United States Supreme Court

347 U.S. 612

United States  v.  Harriss

 Argued: Oct. 19, 1953. --- Decided: June 7, 1954


Mr. Justice JACKSON, dissenting.

Several reasons lead me to withhold my assent from this decision.

The clearest feature of this case is that it begins with an Act so mischievously vague that the Government charged with its enforcement does not understand it, for some of its important assumptions are rejected by the Court's interpretation. The clearest feature of the Court's decision is that it leaves the country under an Act which is not much like any Act passed by Congress. Of course, when such a question is before us, it is easy to differ as to whether it is more appropriate to strike out or to strike down. But I recall few cases in which the Court has gone so far in rewriting an Act.

The Act passed by Congress would appear to apply to all persons who (1) solicit or receive funds for the purpose of lobbying, (2) receive and expend funds for the purpose of lobbying, or (3) merely expend funds for the purpose of lobbying. The Court at least eliminates this last category from coverage of the Act, though I should suppose that more serious evils affecting the public interest are to be found in the way lobbyists spend their money than in the ways they obtain it. In the present indictments, six counts relate exclusively to failures to report expenditures while only one appears to rest exclusively on failure to report receipts.
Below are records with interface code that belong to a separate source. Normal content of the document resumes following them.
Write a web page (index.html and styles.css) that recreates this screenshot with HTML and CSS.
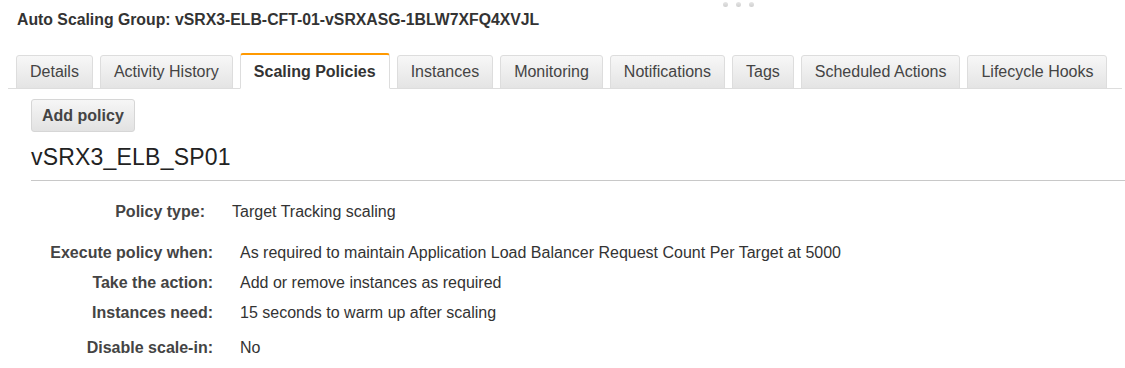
FILE: index.html
```html
<!DOCTYPE html>
<html lang="en">
<head>
  <meta charset="UTF-8">
  <meta name="viewport" content="width=device-width, initial-scale=1.0">
  <title>Auto Scaling Group</title>
  <link rel="stylesheet" href="styles.css">
</head>
<body>
  <div class="grip">
    <span></span><span></span><span></span>
  </div>
  <p class="group-title">Auto Scaling Group: vSRX3-ELB-CFT-01-vSRXASG-1BLW7XFQ4XVJL</p>

  <div class="tabs">
    <button class="tab">Details</button>
    <button class="tab">Activity History</button>
    <button class="tab active">Scaling Policies</button>
    <button class="tab">Instances</button>
    <button class="tab">Monitoring</button>
    <button class="tab">Notifications</button>
    <button class="tab">Tags</button>
    <button class="tab">Scheduled Actions</button>
    <button class="tab">Lifecycle Hooks</button>
  </div>

  <div class="panel">
    <button class="add-policy">Add policy</button>
    <h2 class="policy-name">vSRX3_ELB_SP01</h2>

    <table class="props props-type">
      <tr><th>Policy type:</th><td>Target Tracking scaling</td></tr>
    </table>

    <table class="props props-main">
      <tr><th>Execute policy when:</th><td>As required to maintain Application Load Balancer Request Count Per Target at 5000</td></tr>
      <tr><th>Take the action:</th><td>Add or remove instances as required</td></tr>
      <tr><th>Instances need:</th><td>15 seconds to warm up after scaling</td></tr>
      <tr class="last"><th>Disable scale-in:</th><td>No</td></tr>
    </table>
  </div>
</body>
</html>
```

FILE: styles.css
```css
body {
  margin: 0;
  font-family: 'Liberation Sans', Arial, Helvetica, sans-serif;
  color: #333;
  background-color: #fff;
  position: relative;
}
.grip{
  position: absolute;
  top: 2px;
  left: 723px;
  display: flex;
  gap: 8px;
}
.grip span{
  width: 5px;
  height: 5px;
  border-radius: 50%;
  background: linear-gradient(#e6e6e6, #cfcfcf);
}
.group-title{
  margin: 0;
  padding: 11px 0 0 17px;
  font-size: 15.8px;
  font-weight: bold;
  color: #333;
  line-height: 18px;
}
.tabs{
  display: flex;
  gap: 7px;
  margin: 24px 3px 0 8px;
  padding-left: 8px;
  border-bottom: 1px solid #dddddd;
  align-items: flex-end;
}
.tab{
  flex-shrink: 0;
  white-space: nowrap;
  font-family: inherit;
  font-size: 16px;
  color: #444;
  height: 34px;
  padding: 0 13px;
  margin-bottom: -1px;
  border: 1px solid #dddddd;
  border-radius: 3px 3px 0 0;
  background: linear-gradient(#f7f7f7, #e4e4e4);
  cursor: pointer;
}
.tab.active{
  height: 36px;
  font-weight: bold;
  color: #333;
  background: #fff;
  border-top: 2px solid #ff9900;
  border-bottom-color: #fff;
}
.panel{
  padding: 10px 0 0 31px;
}
.add-policy{
  font-family: inherit;
  font-size: 16px;
  font-weight: bold;
  color: #444;
  height: 33px;
  padding: 0 10px;
  border: 1px solid #d6d6d6;
  border-radius: 3px;
  background: linear-gradient(#f6f6f6, #e2e2e2);
  cursor: pointer;
}
.policy-name{
  margin: 11px 0 0;
  padding-bottom: 9px;
  font-size: 23px;
  letter-spacing: 0.2px;
  font-weight: normal;
  color: #222;
  line-height: 28px;
  border-bottom: 1px solid #c8c8c8;
}
.props{
  border-collapse: collapse;
  font-size: 16px;
  line-height: 30px;
}
.props th{
  padding: 0 27px 0 0;
  text-align: right;
  font-weight: bold;
  color: #444;
  white-space: nowrap;
}
.props td{
  color: #333;
  padding: 0;
}
.props-type{
  margin-top: 16px;
}
.props-type th{
  width: 174px;
  padding-right: 27px;
}
.props-main{
  margin-top: 11px;
}
.props-main th{
  width: 182px;
}
.props .last th,
.props .last td{
  padding-top: 5px;
}
```
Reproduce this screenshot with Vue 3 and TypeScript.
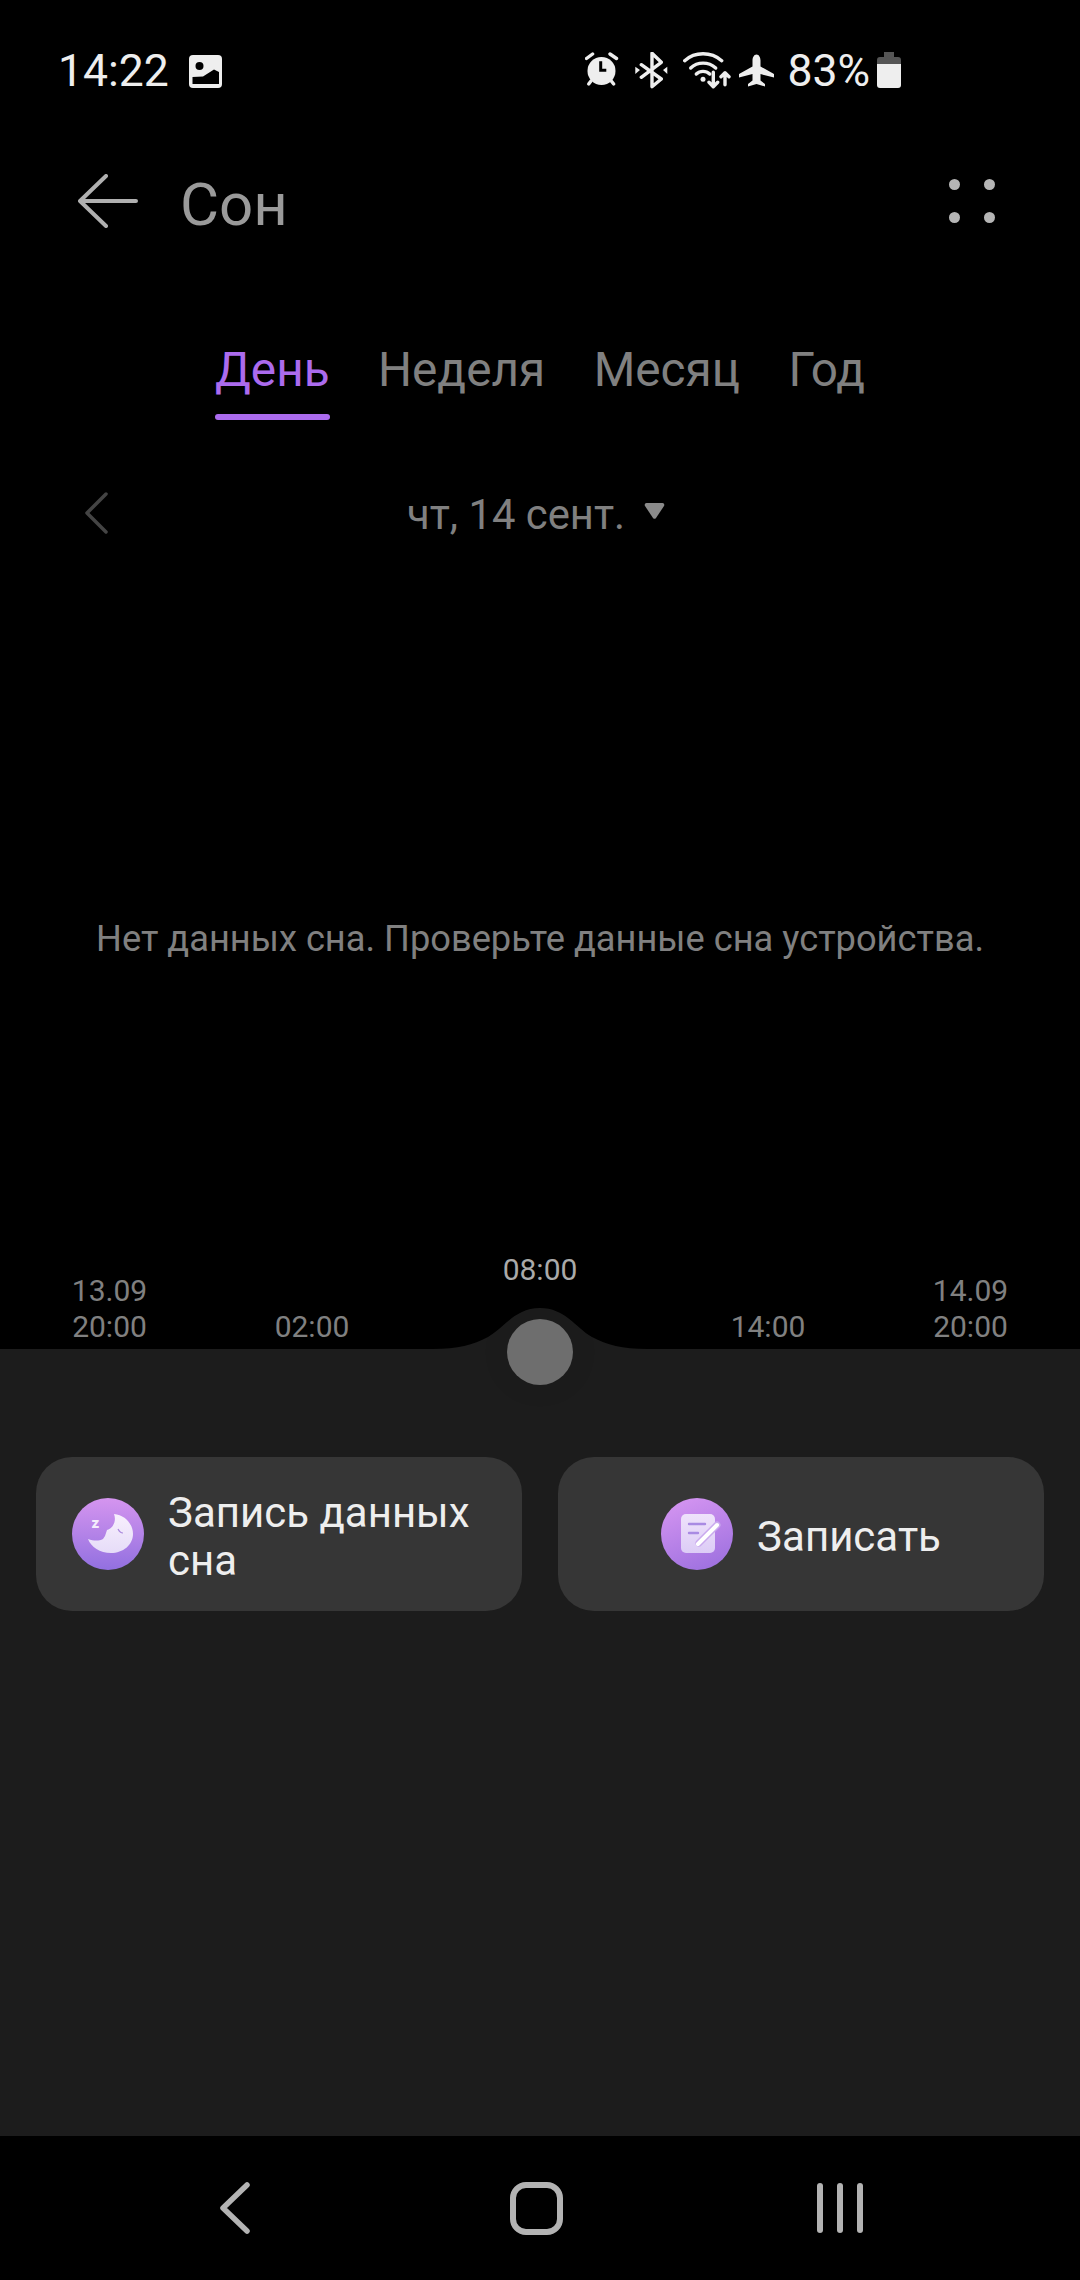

Also, Congress enacted a statute to reach the raising and spending of funds for the purpose of influencing congressional action directly or indirectly. The Court entirely deletes 'indirectly' and narrows 'directly' to mean 'direct communication with members of Congress.' These two constructions leave the Act touching only a part of the practices Congress deemed sinister.

Finally, as if to compensate for its deletions from the Act, the Court expands the phrase 'the principal purpose' so that it now refers to any contribution which 'in substantial part' is used to influence legislation.

I agree, of course, that we should make liberal interpretations to save legislative Acts, including penal statutes which punish conduct traditionally recognized as morally 'wrong.' Whoever kidnaps, steals, kills, or commits similar acts of violence upon another is bound to know that he is inviting retribution by society, and many of the statutes which define these long-established crimes are traditionally and perhaps necessarily vague. But we are dealing with a novel offense that has no established bounds and no such normal basis. The criminality of the conduct dealt with here depends entirely upon a purpose to influence legislation. Though there may be many abuses in pursuit of this purpose, this Act does not deal with corruption. These defendants, for example, are indicted for failing to report their activities in raising and spending money to influence legislation in support of farm prices, with no charge of corruption, bribery, deception, or other improper action. This may be a selfish business and against the best interests of the nation as a whole, but it is in an area where legal penalties should be applied only by formulae as precise and clear as our language will permit.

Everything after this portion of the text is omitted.